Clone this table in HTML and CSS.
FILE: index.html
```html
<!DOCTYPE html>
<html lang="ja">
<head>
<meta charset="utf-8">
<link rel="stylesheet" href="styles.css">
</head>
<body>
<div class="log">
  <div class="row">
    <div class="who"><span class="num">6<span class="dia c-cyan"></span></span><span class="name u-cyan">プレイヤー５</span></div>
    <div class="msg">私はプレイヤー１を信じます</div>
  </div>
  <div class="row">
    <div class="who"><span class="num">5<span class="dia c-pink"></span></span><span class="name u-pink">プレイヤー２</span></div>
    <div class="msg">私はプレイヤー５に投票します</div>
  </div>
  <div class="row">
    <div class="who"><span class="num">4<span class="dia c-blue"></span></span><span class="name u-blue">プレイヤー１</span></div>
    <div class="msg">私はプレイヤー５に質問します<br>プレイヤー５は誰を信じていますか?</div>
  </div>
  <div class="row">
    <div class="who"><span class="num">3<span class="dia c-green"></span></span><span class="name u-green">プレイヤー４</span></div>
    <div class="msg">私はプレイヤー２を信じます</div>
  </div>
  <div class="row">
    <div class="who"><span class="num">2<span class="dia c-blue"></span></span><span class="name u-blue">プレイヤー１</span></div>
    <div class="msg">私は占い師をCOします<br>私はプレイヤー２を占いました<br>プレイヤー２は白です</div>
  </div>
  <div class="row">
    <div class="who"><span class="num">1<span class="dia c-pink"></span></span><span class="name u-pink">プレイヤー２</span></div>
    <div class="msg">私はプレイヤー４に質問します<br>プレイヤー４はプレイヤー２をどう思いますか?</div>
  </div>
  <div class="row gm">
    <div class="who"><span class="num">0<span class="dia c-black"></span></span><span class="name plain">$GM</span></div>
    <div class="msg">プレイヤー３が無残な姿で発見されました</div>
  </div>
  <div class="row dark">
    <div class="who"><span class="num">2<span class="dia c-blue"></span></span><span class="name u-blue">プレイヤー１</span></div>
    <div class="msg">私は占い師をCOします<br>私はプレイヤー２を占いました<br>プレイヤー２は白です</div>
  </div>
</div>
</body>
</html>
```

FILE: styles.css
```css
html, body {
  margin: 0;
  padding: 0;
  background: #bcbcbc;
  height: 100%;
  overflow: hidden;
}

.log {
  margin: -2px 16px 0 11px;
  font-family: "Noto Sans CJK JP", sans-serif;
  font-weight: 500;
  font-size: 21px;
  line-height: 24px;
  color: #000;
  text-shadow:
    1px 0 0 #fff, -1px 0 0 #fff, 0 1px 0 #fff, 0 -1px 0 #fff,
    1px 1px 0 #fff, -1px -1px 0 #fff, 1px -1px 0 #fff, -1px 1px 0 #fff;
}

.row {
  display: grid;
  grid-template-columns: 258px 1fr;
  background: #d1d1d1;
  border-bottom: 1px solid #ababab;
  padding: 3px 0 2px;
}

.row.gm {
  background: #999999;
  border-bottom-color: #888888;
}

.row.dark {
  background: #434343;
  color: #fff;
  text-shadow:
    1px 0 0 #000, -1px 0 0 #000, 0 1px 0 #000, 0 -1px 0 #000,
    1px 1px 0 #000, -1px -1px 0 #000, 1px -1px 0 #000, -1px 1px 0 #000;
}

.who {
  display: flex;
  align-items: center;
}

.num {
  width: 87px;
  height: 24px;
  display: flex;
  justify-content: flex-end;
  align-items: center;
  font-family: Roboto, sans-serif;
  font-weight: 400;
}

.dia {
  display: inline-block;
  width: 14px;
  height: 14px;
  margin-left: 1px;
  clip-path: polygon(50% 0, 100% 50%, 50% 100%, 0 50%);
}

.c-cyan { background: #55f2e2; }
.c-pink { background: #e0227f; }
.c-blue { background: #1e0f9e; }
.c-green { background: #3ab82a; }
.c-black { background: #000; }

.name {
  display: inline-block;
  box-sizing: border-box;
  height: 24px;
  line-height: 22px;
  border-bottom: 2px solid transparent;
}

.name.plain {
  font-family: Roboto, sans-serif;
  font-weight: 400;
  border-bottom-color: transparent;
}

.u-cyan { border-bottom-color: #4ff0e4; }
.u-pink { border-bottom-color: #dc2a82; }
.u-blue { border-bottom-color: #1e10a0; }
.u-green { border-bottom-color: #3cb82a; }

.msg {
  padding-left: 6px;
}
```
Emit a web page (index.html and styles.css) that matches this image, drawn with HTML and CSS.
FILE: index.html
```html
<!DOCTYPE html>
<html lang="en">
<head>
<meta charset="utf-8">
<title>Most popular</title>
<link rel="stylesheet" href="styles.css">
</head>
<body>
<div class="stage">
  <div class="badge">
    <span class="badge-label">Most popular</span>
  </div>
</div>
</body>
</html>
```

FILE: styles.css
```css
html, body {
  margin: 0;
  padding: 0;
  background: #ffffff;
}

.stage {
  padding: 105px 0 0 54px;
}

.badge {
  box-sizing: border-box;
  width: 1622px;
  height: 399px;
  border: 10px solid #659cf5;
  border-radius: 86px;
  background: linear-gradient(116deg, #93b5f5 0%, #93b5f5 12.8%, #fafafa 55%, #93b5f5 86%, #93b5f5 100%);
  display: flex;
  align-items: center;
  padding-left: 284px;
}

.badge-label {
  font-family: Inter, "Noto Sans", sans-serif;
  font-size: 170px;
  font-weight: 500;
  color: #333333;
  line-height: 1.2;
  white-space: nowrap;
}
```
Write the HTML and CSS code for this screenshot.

# # # #

▸ DESCRIPTION OF THE TASK
Your task is to transcribe the line containing "Emit a web page" and every line after it, through the last line of the data, exactly as written and with nothing more.

▸ FINISHED ANSWER
Emit a web page (index.html and styles.css) that matches this image, drawn with HTML and CSS.
FILE: index.html
```html
<!DOCTYPE html>
<html lang="en">
<head>
<meta charset="utf-8">
<title>Most popular</title>
<link rel="stylesheet" href="styles.css">
</head>
<body>
<div class="stage">
  <div class="badge">
    <span class="badge-label">Most popular</span>
  </div>
</div>
</body>
</html>
```

FILE: styles.css
```css
html, body {
  margin: 0;
  padding: 0;
  background: #ffffff;
}

.stage {
  padding: 105px 0 0 54px;
}

.badge {
  box-sizing: border-box;
  width: 1622px;
  height: 399px;
  border: 10px solid #659cf5;
  border-radius: 86px;
  background: linear-gradient(116deg, #93b5f5 0%, #93b5f5 12.8%, #fafafa 55%, #93b5f5 86%, #93b5f5 100%);
  display: flex;
  align-items: center;
  padding-left: 284px;
}

.badge-label {
  font-family: Inter, "Noto Sans", sans-serif;
  font-size: 170px;
  font-weight: 500;
  color: #333333;
  line-height: 1.2;
  white-space: nowrap;
}
```
Write the HTML and CSS code for this screenshot.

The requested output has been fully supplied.